Cambodia given more patrol boats

China is giving Cambodia nine naval patrol boats to safeguard oil installations in the Gulf of Thailand, another sign of Beijing's deepening ties with the Southeast Asian nation, military officials said.

"These boats will enable us to prevent maritime crimes such as terrorism, but also to protect natural resources within our sea territory," said General Nim Sovath, who attended a signing ceremony in the Chinese city of Guangzhou this week.

An army-run Cambodian TV channel heralded the deal as evidence of stronger military cooperation with China, which provided Phnom Penh with six naval patrol boats in 2005 to help combat people and drug smuggling.

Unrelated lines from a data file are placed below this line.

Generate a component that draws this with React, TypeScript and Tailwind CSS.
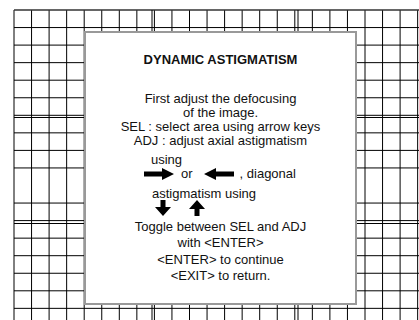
import React from 'react';

// test-pattern grid behind the menu panel
const STEP = 17.55;
const cols = Array.from({ length: 24 }, (_, i) => 14 + i * STEP);
const rows = Array.from({ length: 18 }, (_, j) => 10 + j * STEP).filter((_, j) => j !== 10);

const GridPattern: React.FC = () => (
  <svg className="absolute inset-0" width={419} height={320} viewBox="0 0 419 320">
    {cols.map(x => (
      <line key={`v${x}`} x1={x} y1={10} x2={x} y2={320} stroke="#000" strokeWidth={1} />
    ))}
    {rows.map((y, j) => (
      <line
        key={`h${y}`}
        x1={14}
        y1={y}
        x2={419}
        y2={y}
        stroke={j === 0 ? '#333' : '#000'}
        strokeWidth={j === 0 ? 1.6 : 1}
      />
    ))}
    <line x1={152} y1={10} x2={152} y2={320} stroke="#000" strokeWidth={1} />
    <line x1={298} y1={10} x2={298} y2={320} stroke="#000" strokeWidth={1} />
    <line x1={14} y1={117.5} x2={419} y2={117.5} stroke="#000" strokeWidth={1} />
    <line x1={14} y1={223.5} x2={419} y2={223.5} stroke="#000" strokeWidth={1} />
  </svg>
);

type Dir = 'right' | 'left' | 'down' | 'up';

const Arrow: React.FC<{ dir: Dir }> = ({ dir }) => {
  const rot = { right: 0, left: 180, down: 90, up: -90 }[dir];
  const horizontal = dir === 'right' || dir === 'left';
  const w = horizontal ? 30 : 16;
  const h = horizontal ? 12 : 16;
  return (
    <svg width={w} height={h} viewBox={horizontal ? '0 0 30 12' : '0 0 16 16'}>
      {horizontal ? (
        <polygon
          points="0,3.5 18,3.5 18,0 30,6 18,12 18,8.5 0,8.5"
          fill="#000"
          transform={`rotate(${rot} 15 6)`}
        />
      ) : (
        <polygon
          points="0,5.5 7,5.5 7,0 16,8 7,16 7,10.5 0,10.5"
          fill="#000"
          transform={`rotate(${rot} 8 8)`}
        />
      )}
    </svg>
  );
};

export default function App() {
  return (
    <div
      className="relative w-[419px] h-[320px] overflow-hidden bg-white text-[#111]"
      style={{ fontFamily: '"Liberation Sans", Arial, sans-serif' }}
    >
      <GridPattern />
      <div className="relative ml-[84px] mt-[31px] w-[273px] h-[274px] border-2 border-[#999] bg-white">
        <div className="pt-[19px] text-center text-[13px] font-bold leading-[16px]">
          DYNAMIC ASTIGMATISM
        </div>

        <div className="mt-[24px] text-center text-[13px] leading-[14px]">
          <div>First adjust the defocusing</div>
          <div>of the image.</div>
          <div>SEL : select area using arrow keys</div>
          <div>ADJ : adjust axial astigmatism</div>
        </div>

        <div className="mt-[4px] text-[13px] leading-[16px]">
          <div className="pl-[65px]">using</div>
          <div className="flex items-center pl-[58px] h-[24px] -mt-[6px]">
            <Arrow dir="right" />
            <span className="ml-[7px]">or</span>
            <span className="ml-[11px]">
              <Arrow dir="left" />
            </span>
            <span className="ml-[6px]">, diagonal</span>
          </div>
          <div className="pl-[66px]">astigmatism using</div>
          <div className="flex pl-[69px] -mt-[2px]">
            <Arrow dir="down" />
            <span className="ml-[18px]">
              <Arrow dir="up" />
            </span>
          </div>
        </div>

        <div className="mt-[3px] text-center text-[13px] leading-[16.3px]">
          <div>Toggle between SEL and ADJ</div>
          <div>with &lt;ENTER&gt;</div>
          <div>&lt;ENTER&gt; to continue</div>
          <div>&lt;EXIT&gt; to return.</div>
        </div>
      </div>
    </div>
  );
}
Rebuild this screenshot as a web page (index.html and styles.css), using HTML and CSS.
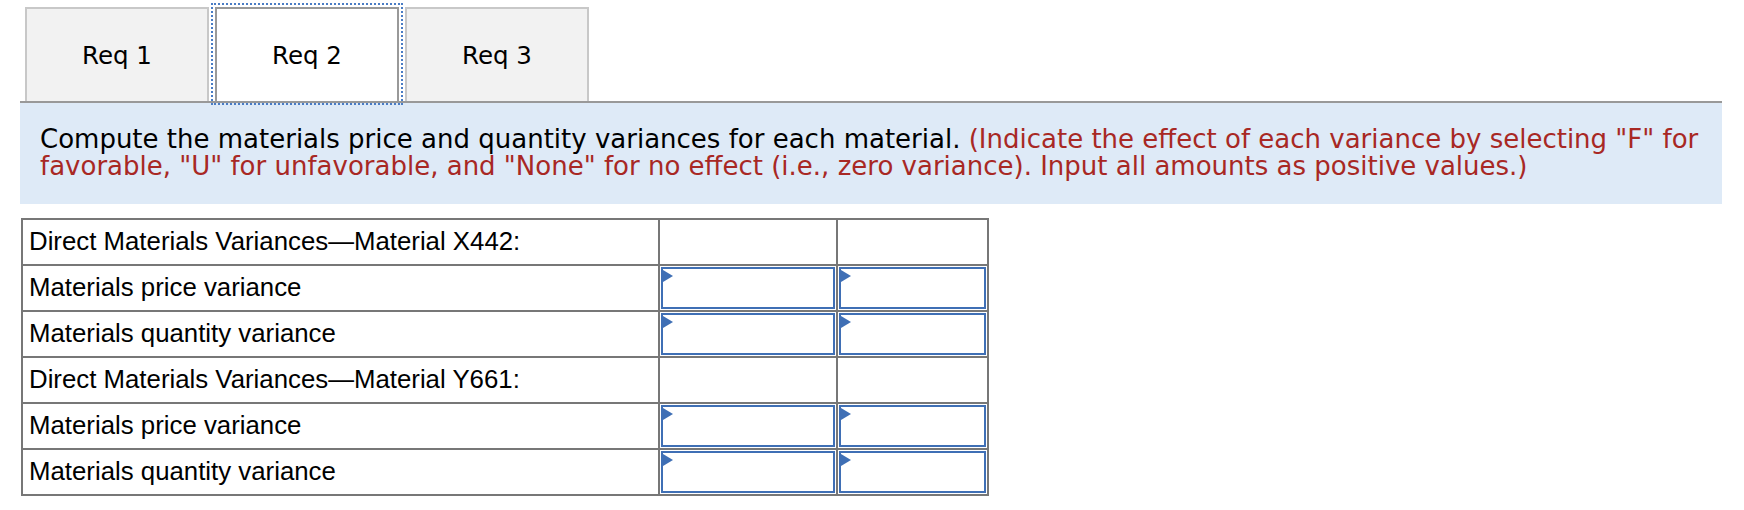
FILE: index.html
```html
<!DOCTYPE html>
<html lang="en">
<head>
    <meta charset="UTF-8" />
    <meta name="viewport" content="width=device-width, initial-scale=1" />
    <title>Req 2 - Materials Variances</title>
    <link rel="stylesheet" href="styles.css">
</head>
<body>

    <div class="panel">
        <div class="tabs" role="tablist">
            <button class="tab" role="tab">Req 1</button>
            <button class="tab active" role="tab" aria-selected="true">Req 2</button>
            <button class="tab" role="tab">Req 3</button>
        </div>

        <p class="instructions">Compute the materials price and quantity variances for each material. <span class="note">(Indicate the effect of each variance by selecting "F" for favorable, "U" for unfavorable, and "None" for no effect (i.e., zero variance). Input all amounts as positive values.)</span></p>
    </div>

    <table class="variances">
        <tr>
            <td class="label">Direct Materials Variances&mdash;Material X442:</td>
            <td class="amount"></td>
            <td class="effect"></td>
        </tr>
        <tr>
            <td class="label">Materials price variance</td>
            <td class="amount"><div class="field"></div></td>
            <td class="effect"><div class="field"></div></td>
        </tr>
        <tr>
            <td class="label">Materials quantity variance</td>
            <td class="amount"><div class="field"></div></td>
            <td class="effect"><div class="field"></div></td>
        </tr>
        <tr>
            <td class="label">Direct Materials Variances&mdash;Material Y661:</td>
            <td class="amount"></td>
            <td class="effect"></td>
        </tr>
        <tr>
            <td class="label">Materials price variance</td>
            <td class="amount"><div class="field"></div></td>
            <td class="effect"><div class="field"></div></td>
        </tr>
        <tr>
            <td class="label">Materials quantity variance</td>
            <td class="amount"><div class="field"></div></td>
            <td class="effect"><div class="field"></div></td>
        </tr>
    </table>

</body>
</html>
```

FILE: styles.css
```css
body {
    margin: 0;
    font-family: "DejaVu Sans", Verdana, sans-serif;
    color: #000;
    background: #fff;
}
.panel {
    width: 1702px;
    margin: 0 0 0 20px;
    padding-top: 7px;
}
.tabs {
    display: flex;
    gap: 6px;
    padding-left: 5px;
    border-bottom: 2px solid #999;
}
.tab {
    width: 184px;
    height: 94px;
    margin: 0;
    padding: 0;
    font-family: inherit;
    font-size: 24.5px;
    color: #000;
    background: #f2f2f2;
    border: 2px solid #c8c8c8;
    border-bottom: none;
    cursor: pointer;
}
.tab.active {
    background: #fff;
    border-color: #999;
    outline: 2px dotted #4a7cc4;
    outline-offset: 2px;
}
.instructions {
    margin: 0;
    background: #deeaf7;
    padding: 23px 8px 0 20px;
    font-size: 26px;
    line-height: 27px;
    height: 78px;
}
.note {
    color: #a82824;
}
.variances {
    border-collapse: collapse;
    margin: 14px 0 0 21px;
    font-family: "Liberation Sans", Arial, sans-serif;
    font-size: 25.8px;
}
.variances td {
    border: 2px solid #777;
    height: 43.8px;
    padding: 0;
}
.label {
    width: 623px;
    padding: 0 6px !important;
}
.amount {
    width: 176px;
}
.effect {
    width: 149px;
}
.field {
    position: relative;
    height: 38px;
    margin: 1px;
    border: 2px solid #3f6fb5;
}
.field::before {
    content: "";
    position: absolute;
    top: 1px;
    left: 0;
    border-top: 6px solid transparent;
    border-bottom: 6px solid transparent;
    border-left: 10px solid #3f6fb5;
}
```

Beijing followed up the next year with $600 million (NZ$794 million) in aid and grants - a sum equal to the annual amount given by Cambodia's traditional donors.

Cambodia is expected to take possession of the vessels, believed to be worth around $60 million (NZ$79.4 million), early next month.

Even though Cambodian Prime Minister Hun Sen spent much of his life fighting Pol Pot's Beijing-backed Khmer Rouge, he has worked hard in recent years to build ties with China as a counterweight to Vietnam, which lies between them.

The improved relationship also works well for Beijing, keen to negotiate access to friendly deep-sea ports in Southeast Asia, its main fuel gateway.

Sihanoukville, Cambodia's only such port, will be the processing centre for oil and natural gas expected to flow from its Block A chunk of the Gulf of Thailand by 2010.

US oil giant Chevron Corp is leading exploration drilling.